Over a three-year period, numerous tests were done to try to pinpoint the reason(s) that he failed to regain the good health he had shown prior to release, but there was no clear indication of why he now failed to thrive.

For 18 months prior to release he had flourished when housed outdoors, where water temperatures reached a minimum of 17°C during Winter. Now, in his emaciated (and therefore poorly-insulated) post-recapture state, it seemed that he could be compromised by water temperatures somewhere around the mid-20°C's or perhaps even higher.

For this reason, he has had to be maintained in a specially heated rehabilitation pool adjacent to the Veterinary Quarantine Centre (VQC) since his return to Sea World.

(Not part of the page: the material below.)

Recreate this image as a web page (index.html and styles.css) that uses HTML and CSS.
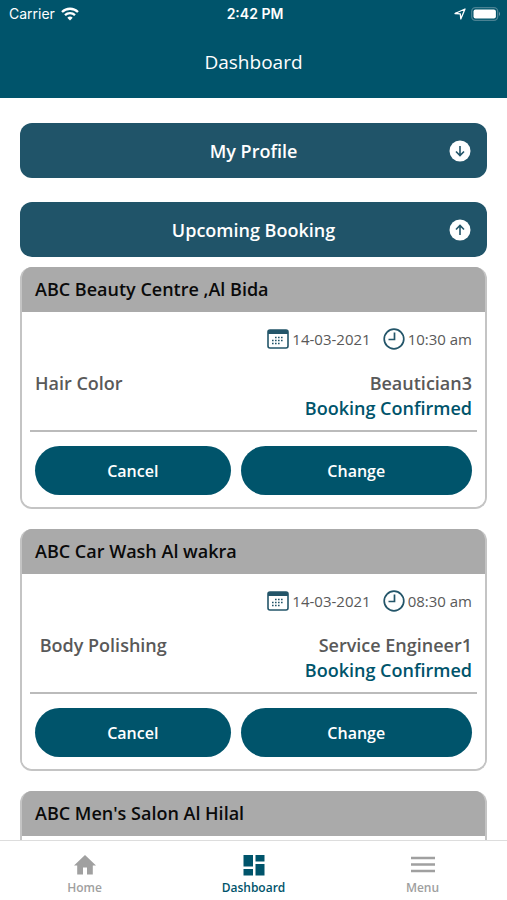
FILE: index.html
```html
<!DOCTYPE html>
<html lang="en">
<head>
<meta charset="utf-8">
<meta name="viewport" content="width=device-width, initial-scale=1">
<title>Dashboard</title>
<link rel="stylesheet" href="styles.css">
</head>
<body>
<svg class="defs" aria-hidden="true">
  <symbol id="calendar" viewBox="0 0 22 20">
    <rect x="1" y="1" width="20" height="18" rx="2" fill="#fff" stroke="#235569" stroke-width="1.6"/>
    <path d="M1 5V3a2 2 0 0 1 2-2h16a2 2 0 0 1 2 2v2z" fill="#235569"/>
    <path d="M8 8.500h1.600M11 8.500h1.600M14 8.500h1.600M5 11.500h1.600M8 11.500h1.600M11 11.500h1.600M14 11.500h1.600M5 14.500h1.600M8 14.500h1.600M11 14.500h1.600" stroke="#235569" stroke-width="1.600"/>
  </symbol>
  <symbol id="clock" viewBox="0 0 22 22">
    <circle cx="11" cy="11" r="9.800" fill="#fff" stroke="#235569" stroke-width="1.700"/>
    <path d="M11.500 4.500V11.500H5.500" fill="none" stroke="#235569" stroke-width="1.700"/>
  </symbol>
</svg>
<header class="top">
  <div class="status">
    <span class="carrier">Carrier
      <svg width="18" height="14" viewBox="0 0 18 14" fill="none" stroke="#fff" stroke-width="2.300" aria-hidden="true">
        <path d="M1 5a11.500 11.500 0 0 1 16 0M4 8.200a7.200 7.200 0 0 1 10 0"/>
        <path d="M6.300 10.700a4 4 0 0 1 5.400 0L9 13.500z" fill="#fff" stroke="none"/>
      </svg>
    </span>
    <span class="time">2:42 PM</span>
    <span class="power">
      <svg width="12" height="12" viewBox="0 0 12 12" fill="none" stroke="#fff" stroke-width="1.300" stroke-linejoin="round" aria-hidden="true"><path d="M1 5.500L11 1L6.800 11L6.300 5.800z"/></svg>
      <svg width="30" height="14" viewBox="0 0 30 14" aria-hidden="true">
        <rect x=".7" y=".7" width="26" height="12.600" rx="3.800" fill="none" stroke="#4a8293" stroke-width="1.300"/>
        <rect x="2.500" y="2.500" width="22.400" height="9" rx="2" fill="#fff"/>
        <path d="M28 4.800q2 2.200 0 4.400z" fill="#6f9dac"/>
      </svg>
    </span>
  </div>
  <h1>Dashboard</h1>
</header>
<main>
  <button class="section" type="button">My Profile
    <svg class="arrow" width="22" height="22" viewBox="0 0 22 22" aria-hidden="true"><circle cx="11" cy="11" r="10.500" fill="#fff"/><path d="M11 6v9.500M7 11.500l4 4l4-4" fill="none" stroke="#235569" stroke-width="1.600"/></svg>
  </button>
  <button class="section" type="button" aria-expanded="true">Upcoming Booking
    <svg class="arrow" width="22" height="22" viewBox="0 0 22 22" aria-hidden="true"><circle cx="11" cy="11" r="10.500" fill="#fff"/><path d="M11 16V6.500M7 10.500l4-4l4 4" fill="none" stroke="#235569" stroke-width="1.600"/></svg>
  </button>
  <div class="bookings">
    <article class="card">
      <h2>ABC Beauty Centre ,Al Bida</h2>
      <div class="body">
        <div class="when">
          <span><svg width="22" height="20" aria-hidden="true"><use href="#calendar"/></svg>14-03-2021</span>
          <span><svg width="22" height="22" aria-hidden="true"><use href="#clock"/></svg>10:30 am</span>
        </div>
        <div class="service"><span>Hair Color</span><span>Beautician3</span></div>
        <p class="state">Booking Confirmed</p>
        <div class="actions"><button type="button">Cancel</button><button type="button">Change</button></div>
      </div>
    </article>
    <article class="card">
      <h2>ABC Car Wash Al wakra</h2>
      <div class="body">
        <div class="when">
          <span><svg width="22" height="20" aria-hidden="true"><use href="#calendar"/></svg>14-03-2021</span>
          <span><svg width="22" height="22" aria-hidden="true"><use href="#clock"/></svg>08:30 am</span>
        </div>
        <div class="service"><span>&nbsp;Body Polishing</span><span>Service Engineer1</span></div>
        <p class="state">Booking Confirmed</p>
        <div class="actions"><button type="button">Cancel</button><button type="button">Change</button></div>
      </div>
    </article>
    <article class="card">
      <h2>ABC Men's Salon Al Hilal</h2>
      <div class="body"></div>
    </article>
  </div>
</main>
<nav class="tabs">
  <a href="#home"><svg width="24" height="24" viewBox="0 0 24 24" fill="#a0a0a0" aria-hidden="true"><path d="M12 2L23 12.500H19.800V21.500H14V14.500H10V21.500H4.200V12.500H1z"/></svg>Home</a>
  <a href="#dashboard" class="current" aria-current="page"><svg width="24" height="24" viewBox="0 0 24 24" fill="#00546b" aria-hidden="true"><path d="M1.500 2h9.500v11.500H1.500zM1.500 16h9.500v6.500H1.500zM13.500 2h9v6.500h-9zM13.500 11h9V22.500h-9z"/></svg>Dashboard</a>
  <a href="#menu"><svg width="24" height="24" viewBox="0 0 24 24" stroke="#a0a0a0" stroke-width="2.400" aria-hidden="true"><path d="M0 5h24M0 11.500h24M0 18h24"/></svg>Menu</a>
</nav>
</body>
</html>
```

FILE: styles.css
```css
* { box-sizing: border-box; }

body {
  margin: 0;
  height: 100vh;
  display: flex;
  flex-direction: column;
  background: #fff;
  color: #595959;
  font-family: "Open Sans", sans-serif;
}

h1, h2, p { margin: 0; }
svg { flex: none; display: block; }
button { border: 0; font-family: inherit; color: #fff; cursor: pointer; }
.defs { position: absolute; width: 0; height: 0; }

.top {
  flex: none;
  padding-bottom: 22px;
  background: #00546b;
  color: #fff;
}
.status {
  display: grid;
  grid-template-columns: 1fr auto 1fr;
  align-items: center;
  height: 28px;
  padding: 0 6px 0 9px;
  font: 14px/28px Inter, sans-serif;
}
.carrier { display: flex; align-items: center; gap: 6px; }
.time { font-weight: 600; }
.power { display: flex; align-items: center; justify-content: flex-end; gap: 5px; }
h1 {
  padding-top: 20px;
  font-size: 19px;
  line-height: 28px;
  font-weight: 400;
  text-align: center;
}

main {
  flex: 1;
  min-height: 0;
  overflow-y: auto;
  scrollbar-width: none;
  padding: 25px 20px 0;
}
.section {
  position: relative;
  display: block;
  width: 100%;
  height: 55px;
  padding: 0;
  border-radius: 12px;
  background: #205469;
  font-size: 18px;
  font-weight: 600;
}
.section + .section { margin-top: 24px; }
.arrow { position: absolute; right: 16px; top: 17px; }

.bookings { display: flex; flex-direction: column; gap: 20px; padding: 10px 0 20px; }
.card {
  border-radius: 12px;
  border: 2px solid #c4c4c4;
  border-top: 0;
  overflow: hidden;
  background: linear-gradient(#aaa 45px, #fff 45px);
}
.card h2 {
  padding: 0 13px;
  background: #aaa;
  color: #0a0a0a;
  font-size: 18px;
  line-height: 45px;
  font-weight: 600;
}
.body { min-height: 40px; padding: 14px 8px 12px; background: #fff; }
.when {
  display: flex;
  justify-content: flex-end;
  gap: 12px;
  padding: 0 5px;
  font-size: 15px;
  line-height: 26px;
}
.when span { display: flex; align-items: center; gap: 3px; }
.service, .state { padding: 0 5px; font-size: 18px; line-height: 25px; font-weight: 600; }
.service { display: flex; justify-content: space-between; margin-top: 19px; }
.state { color: #00546b; text-align: right; }
.actions {
  display: grid;
  grid-template-columns: 196fr 232fr;
  gap: 10px;
  margin-top: 9px;
  padding: 14px 5px 0;
  border-top: 2px solid #bbb;
}
.actions button {
  height: 49px;
  border-radius: 25px;
  background: #00546b;
  font-size: 16px;
  font-weight: 600;
}

.tabs {
  flex: none;
  display: grid;
  grid-template-columns: repeat(3, 1fr);
  height: 60px;
  padding-top: 12px;
  border-top: 1px solid #ddd;
  background: #fff;
}
.tabs a {
  display: flex;
  flex-direction: column;
  align-items: center;
  gap: 2px;
  color: #a0a0a0;
  font-size: 12px;
  line-height: 18px;
  font-weight: 600;
  text-decoration: none;
}
.tabs .current { color: #00546b; }
```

Many months into his recuperation, consensus grew amongst various stakeholders that it would be unjustifiable to contemplate any future attempt to re-release Pig.

Eventually, in August 2004, Sea World made a formal application to the Queensland Environmental Protection Agency (QEPA) to transfer Pig off the Rescue Permit under which he was hand-raised and released, and on to Sea World's Wildlife Exhibitor's License. Permission to do so was granted in October 2004.

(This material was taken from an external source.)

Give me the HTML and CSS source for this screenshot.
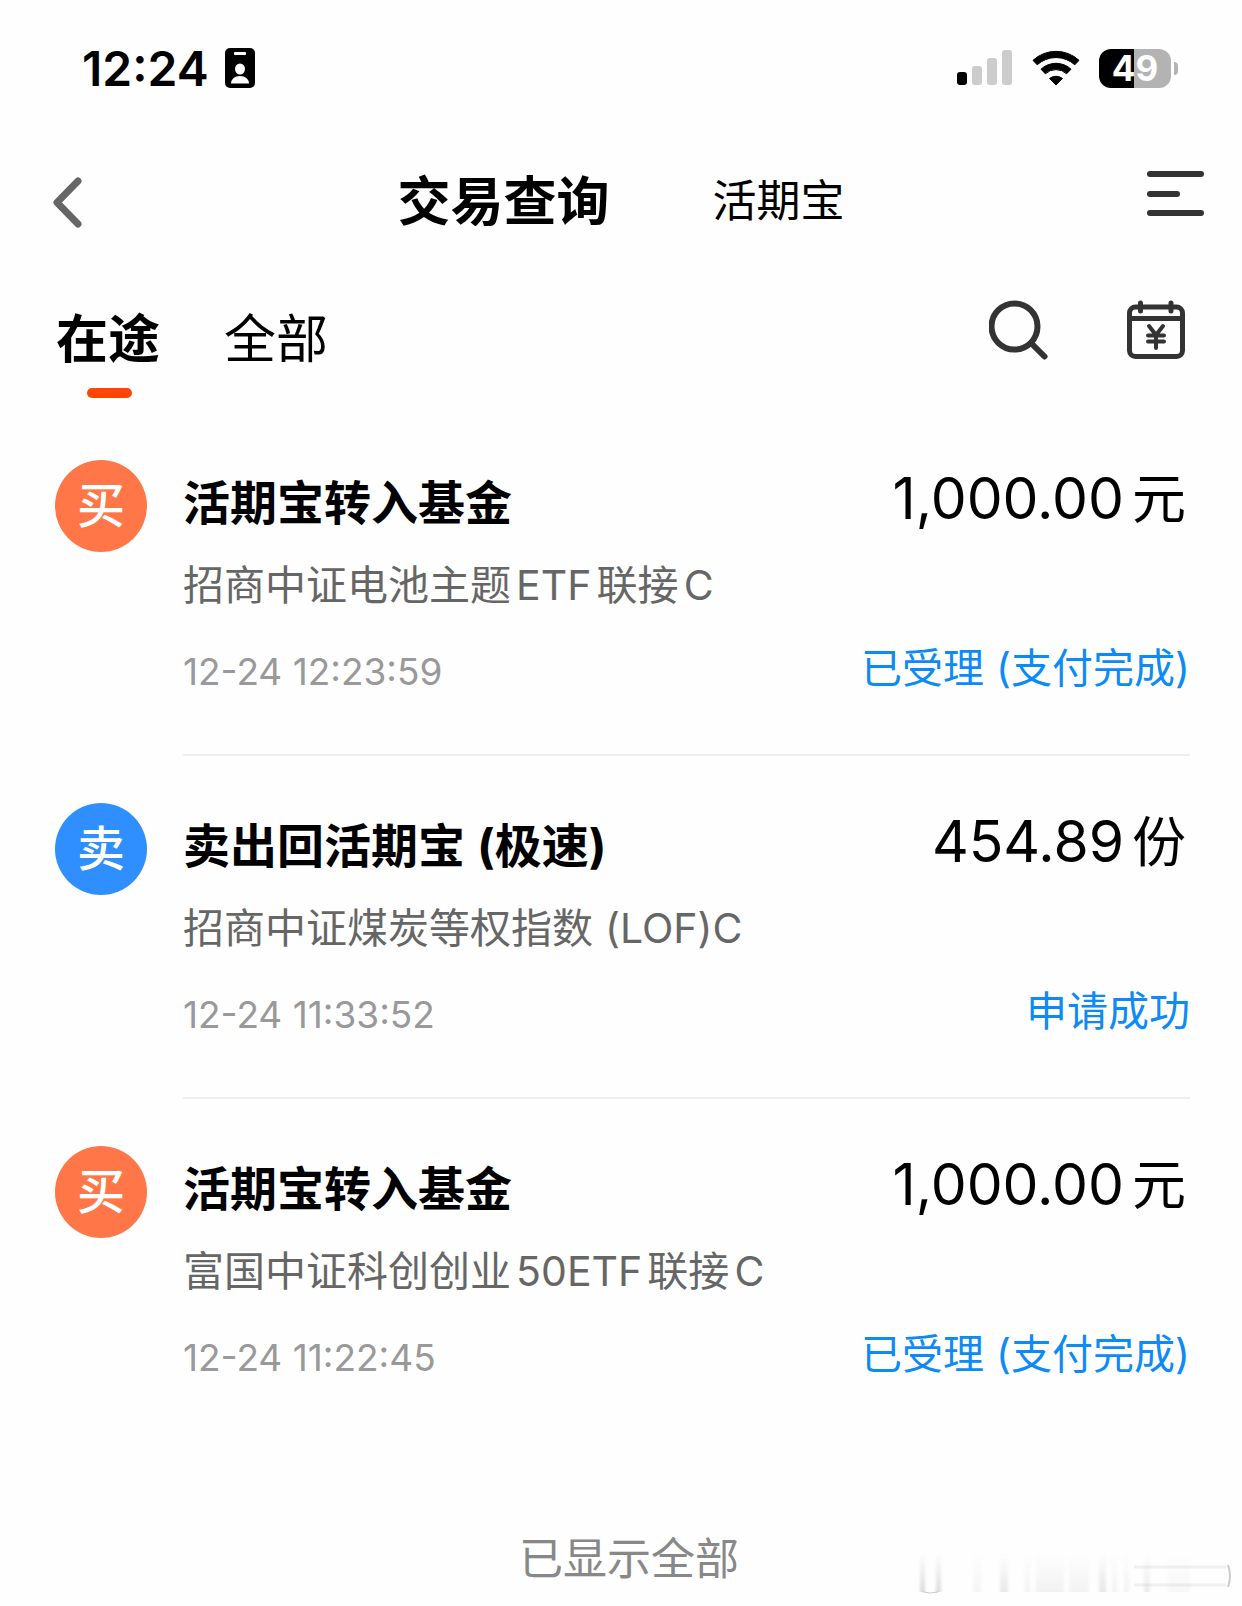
FILE: index.html
```html
<!DOCTYPE html>
<html lang="zh-CN">

<head>
    <meta charset="UTF-8">
    <meta name="viewport" content="width=device-width, initial-scale=1.0">
    <title>交易查询</title>
    <link rel="stylesheet" href="styles.css">
</head>

<body>
    <div class="statusbar">
        <div class="status-left">
            <span class="time">12:24</span>
            <svg width="30" height="40" viewBox="0 0 30 40">
                <rect width="30" height="40" rx="5" fill="#000" />
                <rect x="9" y="4" width="12" height="3" rx="1" fill="#fff" />
                <ellipse cx="15" cy="21" rx="5" ry="5.500" fill="#fff" />
                <path d="M6 35.500C6 31 10 28 15 28s9 3 9 7.500z" fill="#fff" />
            </svg>
        </div>
        <div class="status-right">
            <svg width="56" height="36" viewBox="0 0 56 36">
                <rect x="0" y="22" width="10" height="13" rx="3" fill="#000" />
                <rect x="15" y="16" width="10" height="19" rx="3" fill="#ccc" />
                <rect x="30" y="8" width="10" height="27" rx="3" fill="#ccc" />
                <rect x="45" y="0" width="10" height="35" rx="3" fill="#ccc" />
            </svg>
            <svg width="48" height="36" viewBox="0 0 48 36">
                <path d="M1 10.300A34 34 0 0 1 47 10.300L42.800 14.800A28 28 0 0 0 5.200 14.800Z" fill="#000" stroke="#000" stroke-linejoin="round" />
                <path d="M9 19.200A22 22 0 0 1 39 19.200L34.600 23.800A15.500 15.500 0 0 0 13.400 23.800Z" fill="#000" stroke="#000" stroke-linejoin="round" />
                <path d="M17.500 28.500A10.500 10.500 0 0 1 30.500 28.500L24 35Z" fill="#000" stroke="#000" stroke-linejoin="round" />
            </svg>
            <div class="battery"><span>49</span></div>
        </div>
    </div>

    <header class="topbar">
        <button class="icon-btn back" type="button" aria-label="返回">
            <svg width="30" height="62" viewBox="0 0 30 62">
                <path d="M25 14L4 35.500L25 57" fill="none" stroke="#666" stroke-width="7" stroke-linecap="round" stroke-linejoin="round" />
            </svg>
        </button>
        <nav class="nav">
            <h1 class="nav-title">交易查询</h1>
            <a class="nav-link" href="#">活期宝</a>
        </nav>
        <button class="icon-btn menu" type="button" aria-label="菜单">
            <svg width="58" height="56" viewBox="0 0 58 56">
                <path d="M4 4H55M4 24H31M4 43H55" fill="none" stroke="#333" stroke-width="6" stroke-linecap="round" />
            </svg>
        </button>
    </header>

    <div class="filters">
        <div class="tabs">
            <button class="tab active" type="button">在途</button>
            <button class="tab" type="button">全部</button>
        </div>
        <div class="tools">
            <button class="icon-btn" type="button" aria-label="搜索">
                <svg width="60" height="60" viewBox="0 0 60 60">
                    <circle cx="25.500" cy="26.500" r="23" fill="none" stroke="#333" stroke-width="6" />
                    <path d="M43 44L55.500 56.500" stroke="#333" stroke-width="6" stroke-linecap="round" />
                </svg>
            </button>
            <button class="icon-btn" type="button" aria-label="日历">
                <svg width="58" height="60" viewBox="0 0 58 60">
                    <rect x="2.500" y="7" width="53" height="49.500" rx="6" fill="none" stroke="#333" stroke-width="5" />
                    <path d="M3 18.500H55M13.500 3V11M44 3V11" fill="none" stroke="#333" stroke-width="5" stroke-linecap="round" />
                    <path d="M22 26L29 35L36 26M29 35V48M21 35.500H37M21 41.500H37" fill="none" stroke="#333" stroke-width="4" stroke-linecap="round" stroke-linejoin="round" />
                </svg>
            </button>
        </div>
    </div>

    <main class="records">
        <section class="record">
            <div class="badge buy">买</div>
            <div class="record-body">
                <div class="row">
                    <h2 class="name">活期宝转入基金</h2>
                    <div class="amount">1,000.00<span class="unit">元</span></div>
                </div>
                <p class="fund">招商中证电池主题ETF联接C</p>
                <div class="row">
                    <span class="date">12-24 12:23:59</span>
                    <span class="state">已受理<span class="note">(支付完成)</span></span>
                </div>
            </div>
        </section>

        <section class="record">
            <div class="badge sell">卖</div>
            <div class="record-body">
                <div class="row">
                    <h2 class="name">卖出回活期宝<span class="note">(极速)</span></h2>
                    <div class="amount">454.89<span class="unit">份</span></div>
                </div>
                <p class="fund">招商中证煤炭等权指数<span class="note">(LOF)C</span></p>
                <div class="row">
                    <span class="date">12-24 11:33:52</span>
                    <span class="state">申请成功</span>
                </div>
            </div>
        </section>

        <section class="record">
            <div class="badge buy">买</div>
            <div class="record-body">
                <div class="row">
                    <h2 class="name">活期宝转入基金</h2>
                    <div class="amount">1,000.00<span class="unit">元</span></div>
                </div>
                <p class="fund">富国中证科创创业50ETF联接C</p>
                <div class="row">
                    <span class="date">12-24 11:22:45</span>
                    <span class="state">已受理<span class="note">(支付完成)</span></span>
                </div>
            </div>
        </section>
    </main>

    <footer class="footer">
        <p>已显示全部</p>
        <!-- faint smudge in the corner -->
        <svg class="smudge" width="324" height="46" viewBox="0 0 324 46">
            <defs>
                <linearGradient id="fade" x1="0" y1="0" x2="0" y2="1">
                    <stop offset="0" stop-color="#888" stop-opacity="0" />
                    <stop offset="1" stop-color="#888" stop-opacity="1" />
                </linearGradient>
                <filter id="soft" x="-5%" y="-5%" width="110%" height="110%">
                    <feGaussianBlur stdDeviation="1.500 0" />
                </filter>
            </defs>
            <g fill="url(#fade)" filter="url(#soft)">
                <rect x="2" y="0" width="5" height="38" opacity="0.300" />
                <rect x="18" y="0" width="5" height="38" opacity="0.300" />
                <rect x="55" y="0" width="8" height="38" opacity="0.080" />
                <rect x="82" y="0" width="8" height="38" opacity="0.180" />
                <rect x="107" y="0" width="5" height="38" opacity="0.100" />
                <rect x="118" y="0" width="28" height="38" opacity="0.110" />
                <rect x="151" y="0" width="20" height="38" opacity="0.100" />
                <rect x="181" y="0" width="7" height="38" opacity="0.200" />
                <rect x="194" y="0" width="5" height="38" opacity="0.100" />
                <rect x="206" y="0" width="5" height="38" opacity="0.100" />
                <rect x="226" y="0" width="6" height="38" opacity="0.160" />
                <rect x="250" y="0" width="22" height="38" opacity="0.060" />
            </g>
            <path d="M216 13H308M216 31H308" fill="none" stroke="#bbb" stroke-width="3" opacity="0.200" />
            <path d="M310 11Q314 22 310 33" fill="none" stroke="#999" stroke-width="2" opacity="0.500" />
            <path d="M5 38Q12 40 20 38" fill="none" stroke="#999" opacity="0.500" />
        </svg>
    </footer>
</body>

</html>
```

FILE: styles.css
```css
* {
    box-sizing: border-box;
}

body {
    margin: 0;
    min-height: 100vh;
    background-color: #fefefe;
    color: #000;
    font-family: Inter, "Noto Sans CJK SC", sans-serif;
    text-autospace: normal;
}

h1,
h2,
p {
    margin: 0;
}

svg {
    display: block;
}

button {
    padding: 0;
    border: 0;
    background: none;
    color: inherit;
    font-family: inherit;
    cursor: pointer;
}

/* status bar */

.statusbar {
    display: flex;
    justify-content: space-between;
    align-items: center;
    height: 136px;
    padding: 0 64px 0 82px;
}

.status-left {
    display: flex;
    align-items: center;
    gap: 16px;
}

.time {
    font-size: 48px;
    font-weight: 600;
}

.status-right {
    display: flex;
    align-items: center;
    gap: 19px;
}

.battery {
    position: relative;
    width: 72px;
    height: 39px;
    margin-right: 7px;
    border-radius: 12px;
    background: linear-gradient(to right, #000 49%, #b3b3b3 49%);
    color: #fff;
    font-size: 35px;
    font-weight: 700;
    line-height: 39px;
    text-align: center;
}

.battery::after {
    content: "";
    position: absolute;
    top: 13px;
    right: -7px;
    width: 4px;
    height: 13px;
    border-radius: 0 4px 4px 0;
    background: #b3b3b3;
}

/* top bar */

.topbar {
    display: grid;
    grid-template-columns: 1fr auto 1fr;
    align-items: center;
    height: 124px;
    padding: 0 38px;
}

.back {
    justify-self: start;
    padding-left: 15px;
}

.menu {
    justify-self: end;
}

.nav {
    display: flex;
    align-items: center;
    gap: 103px;
}

.nav-title {
    font-size: 53px;
    font-weight: 600;
}

.nav-link {
    color: #000;
    font-size: 44px;
    text-decoration: none;
}

/* tabs */

.filters {
    display: flex;
    justify-content: space-between;
    align-items: center;
    height: 153px;
    padding: 0 57px 0 56px;
}

.tabs {
    display: flex;
    gap: 64px;
    padding-top: 6px;
}

.tab {
    position: relative;
    font-size: 52px;
    line-height: 60px;
}

.tab.active {
    font-weight: 700;
}

.tab.active::after {
    content: "";
    position: absolute;
    left: 50%;
    bottom: -28px;
    width: 45px;
    height: 10px;
    margin-left: -21px;
    border-radius: 5px;
    background: #ff4505;
}

.tools {
    display: flex;
    gap: 78px;
    padding-bottom: 14px;
}

/* records */

.record {
    display: flex;
    gap: 36px;
    padding: 47px 52px 0 55px;
}

.badge {
    flex: none;
    width: 92px;
    height: 92px;
    border-radius: 50%;
    color: #fff;
    font-size: 48px;
    font-weight: 500;
    line-height: 92px;
    text-align: center;
}

.buy {
    background: #ff7748;
}

.sell {
    background: #308fff;
}

.record-body {
    flex: 1;
    padding: 13px 0 53px;
    border-bottom: 2px solid #eee;
}

.record:last-child .record-body {
    border-bottom-color: transparent;
}

.row {
    display: flex;
    justify-content: space-between;
    align-items: center;
    height: 60px;
}

.name {
    font-size: 47px;
    font-weight: 700;
    line-height: 60px;
}

.note {
    margin-left: 12px;
}

.amount {
    display: flex;
    align-items: baseline;
    gap: 8px;
    padding: 0 4px 8px 0;
    font-size: 57px;
    line-height: 60px;
}

.unit {
    font-size: 54px;
}

.fund {
    margin: 22px 0 26px;
    color: #666;
    font-size: 41px;
    line-height: 60px;
}

.date {
    color: #999;
    font-size: 37px;
}

.state {
    padding-bottom: 6px;
    color: #0d8bf5;
    font-size: 41px;
    line-height: 54px;
}

/* footer */

.footer {
    position: relative;
    padding: 87px 0 17px 16px;
    color: #888;
    font-size: 44px;
    line-height: 60px;
    text-align: center;
}

.smudge {
    position: absolute;
    right: 0;
    bottom: 6px;
}
```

Plans were made to house Pig where he could be seen by the public - in a dedicated area with a heated pool which allowed underwater viewing. Demolition & refurbishment of the interior of the building that had once been the World of the Sea Theatre began.

Photographs, video footage, object galleries, and several interactive stations were utilised, in addition to standard textual graphics with a strong emphasis on dugongs and dugong conservation in general- as well as lots of specific information about Pig and his story- to increase the educational impact of this interpretive material.

The new exhibit Dugong Discovery opened on Boxing Day 2004.

In addition to Pig's unique contribution to raising public awareness of dugongs and threats to their survival, the hand-raising techniques developed during his original rehabilitation have already proved useful, after the January 2005 stranding of yet another baby dugong in central Queensland.

This female calf is currently making steady progress at Sea World after being rescued from a beach at Emu Park (between Rockhampton and Yeppoon) by Rosslyn Bay Marine Parks rangers and an elder of the local Darumbal community. She has been named 'Wuru'- a Darumbal word meaning 'young child'.

As Wuru continued to thrive, in July 2005 we sought QEPA permission to move her into Dugong Discovery where she could be seen by the public in lieu of Pig.

Wuru is currently housed in the 3.9m deep Dugong Discovery tank, an environment she shares with various species of fish, small benthic sharks (grey carpet sharks, epaulette sharks) and stingrays.

She still gains most of her nourishment from bottle-feeds of milk, but will be weaned gradually over the next six months or so.

Pig was taken off display and back to his rehabilitation pool adjacent to the VQC, where it was more practicable to more closely monitor changes in his body weight, blood values, food intake and faecal output.

Subsequently, staff came back to revisit the idea that the bacterial flora in Pig's intestine, essential to allow him to digest a herbivorous diet, was somehow not up to scratch.

Within the first couple of months of his recapture, re-inoculation of his gut with faeces from wild dugongs was attempted on two occasions, but in retrospect it was felt that for various reasons this process might not have been successful.

In September and October 2005, more freshly-passed faeces was collected in the vicinity of feeding dugong herds in Moreton Bay, and efficiently delivered to Pig.

As he was going through yet another downturn in his appetite and body weight, a number of medications were also administered around the same time.

Since then, Pig has rallied and begun to eat very well, regaining a great deal of lost condition and, for the first time since his recapture, is steadily closing in on his release weight.